The framework for translating that story into court-ready evidence is in how to document narcissistic abuse for court. The petition is where that documentation does its first job.
Attorneys experienced in high-conflict family law consistently report that petitioners who file with organized, well-framed petitions establish an early credibility advantage, not because filing order carries legal weight, but because preparation signals competence to a court that is looking for stability indicators from the first document it receives. This pattern aligns with judicial cognition research showing that first impressions in legal proceedings are difficult to reverse (Guthrie, Rachlinski & Wistrich, 2001, Cornell Law Review).
Temporary Orders: The Orders Most Women Underestimate
Temporary orders are issued at the beginning of a divorce to govern the household while the case is pending. They cover living arrangements, child custody schedules, financial access, and asset use.

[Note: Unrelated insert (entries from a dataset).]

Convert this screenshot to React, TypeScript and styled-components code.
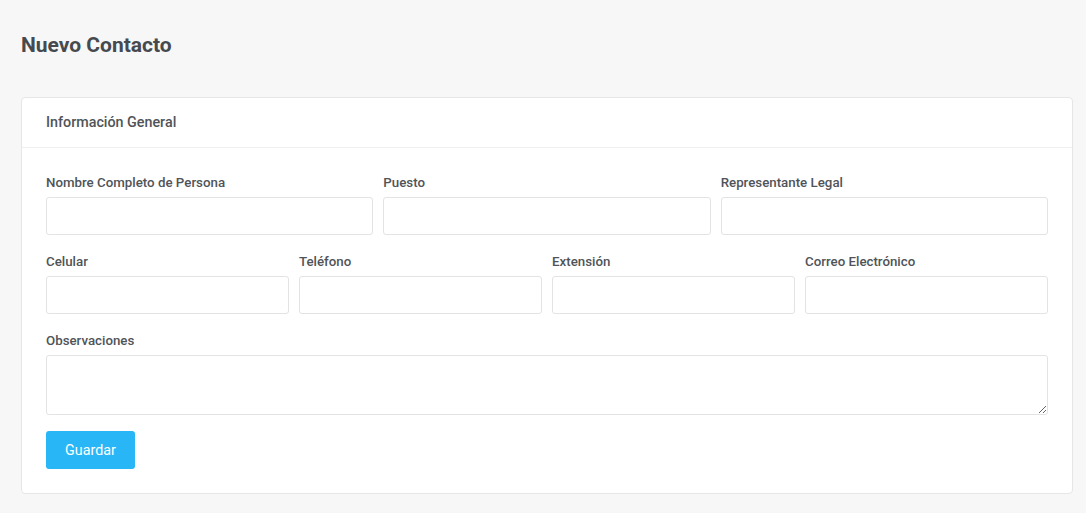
import React from "react";
import styled, { createGlobalStyle } from "styled-components";

const GlobalStyle = createGlobalStyle`
    html, body {
        margin: 0;
        padding: 0;
        background: #f7f7f7;
        font-family: Roboto, "Liberation Sans", Arial, sans-serif;
        color: #4a4a4a;
    }
    * { box-sizing: border-box; }
`;

const Page = styled.div`
    padding: 30px 13px 20px 21px;
`;

const PageTitle = styled.h1`
    margin: 0 0 37px 0;
    font-size: 21px;
    font-weight: 700;
    line-height: 30px;
    color: #464a4e;
`;

const Card = styled.div`
    background: #ffffff;
    border: 1px solid #e6e6e6;
    border-radius: 4px;
`;

const CardHeader = styled.div`
    height: 50px;
    padding: 0 24px 1px 24px;
    display: flex;
    align-items: center;
    border-bottom: 1px solid #efefef;
    font-size: 14.3px;
    font-weight: 500;
    color: #505458;
`;

const CardBody = styled.form`
    padding: 24px 24px 24px 24px;
    display: flex;
    flex-direction: column;
`;

const Row = styled.div<{ cols: number }>`
    display: grid;
    grid-template-columns: repeat(${(p) => p.cols}, 1fr);
    column-gap: 10px;
    margin-bottom: 16px;
`;

const Field = styled.div`
    display: flex;
    flex-direction: column;
`;

const Label = styled.label`
    font-size: 13.3px;
    font-weight: 500;
    line-height: 20px;
    color: #505458;
    padding-top: 1px;
    margin-bottom: 4px;
`;

const Input = styled.input`
    height: 38px;
    border: 1px solid #e3e3e3;
    border-radius: 3px;
    padding: 0 10px;
    font-family: inherit;
    font-size: 14px;
    background: #fff;
    outline: none;
`;

const TextArea = styled.textarea`
    height: 60px;
    border: 1px solid #e3e3e3;
    border-radius: 3px;
    padding: 8px 10px;
    font-family: inherit;
    font-size: 14px;
    resize: vertical;
    outline: none;
`;

const SaveButton = styled.button`
    align-self: flex-start;
    width: 89px;
    height: 38px;
    border: none;
    border-radius: 3px;
    background: #29b6f6;
    color: #ffffff;
    font-family: inherit;
    font-size: 14.3px;
    cursor: pointer;
`;

const filasSuperiores = [
    ["Nombre Completo de Persona", "Puesto", "Representante Legal"],
    ["Celular", "Teléfono", "Extensión", "Correo Electrónico"],
];

const App = () => {
    return (
        <Page>
            <GlobalStyle />
            <PageTitle>Nuevo Contacto</PageTitle>
            <Card>
                <CardHeader>Información General</CardHeader>
                <CardBody onSubmit={(e) => e.preventDefault()}>
                    {filasSuperiores.map((fila, i) => (
                        <Row key={i} cols={fila.length}>
                            {fila.map((campo) => (
                                <Field key={campo}>
                                    <Label>{campo}</Label>
                                    <Input type="text" />
                                </Field>
                            ))}
                        </Row>
                    ))}
                    <Row cols={1}>
                        <Field>
                            <Label>Observaciones</Label>
                            <TextArea />
                        </Field>
                    </Row>
                    <SaveButton type="submit">Guardar</SaveButton>
                </CardBody>
            </Card>
        </Page>
    );
};

export default App;
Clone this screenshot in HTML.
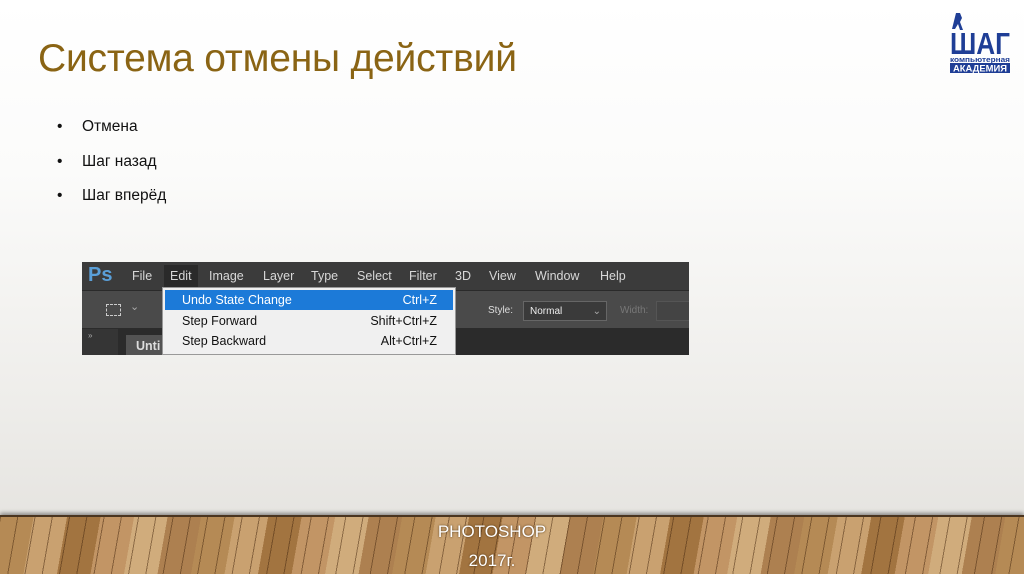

Temporary orders frequently become permanent orders.
Narcissists will often violate them.
That is not a reason to deprioritize them. Every violation is a documented contempt of court. Repeated noncompliance builds a pattern the court cannot ignore and gives your attorney grounds for enforcement motions, sanctions, and in custody cases, modification requests. The order itself is not the protection. The paper trail it creates is.
Research published in the Family Court Review found that initial custody arrangements established in temporary orders predict final custody outcomes in the majority of contested cases. Judges default to stability. Whatever schedule or arrangement is in place at the time of the final hearing tends to stay in place.
This means the temporary order hearing, which often happens within weeks of filing, carries enormous long-term weight. If you're unprepared for it, or if you've allowed your partner to file first and set the initial terms, you're already playing defense.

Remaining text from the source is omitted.